1983, in una Budapest orwelliana, Frank è il leader di un gruppo punk che sfida coraggiosamente il sistema politico. I concerti si tengono in segreto dalle autorità.  Durante uno dei concerti, Frank viene arrestato e condotto in una struttura psichiatrica.

In base agli ordini del Partito, in quelle strutture vengono usati psicofarmaci per reprimere gli oppressori e sedare, così, l’opposizione, a scapito della vita dei detenuti. Ma è proprio in quelle condizioni inizia la vera lotta per Frank, che rinuncia a tutto in uno scontro, senza speranza per lui, per la libertà. La forza e il coraggio arrivano da Hanna (Kincsö Blénesi), una ragazza che non ha mai nemmeno sentito parlare di sogni, di libertà, tantomeno di musica punk.

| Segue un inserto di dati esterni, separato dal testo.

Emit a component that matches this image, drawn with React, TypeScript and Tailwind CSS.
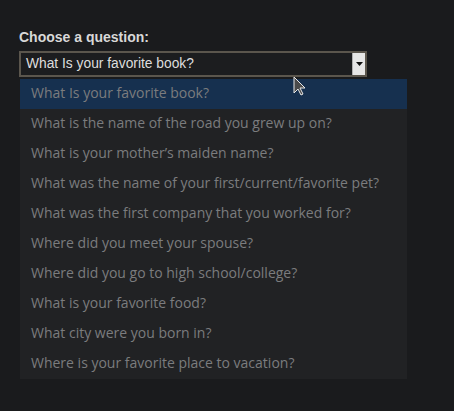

Gábor Fabricius scrive e dirige il suo primo LM ambientandolo durante la cortina di ferro e rendendolo incredibile attuale con la storia e le posizioni dell’Ungheria oggi.
Lo scontro sul piano politico e su quello generazionale è rappresentato con lucidità e freddezza nei dialoghi e negli incontri tra Frank ed Erös (István Lénárt), leader culturale dello stato. 

Presentato nella Settimana della Critica, edizione 2021, Erasing Frank non è un film di facile distribuzione. Ma è un’interessante storia politica, è una storia di resistenza.

Notevole la fotografia in bianco e nero di Tamás Dobos.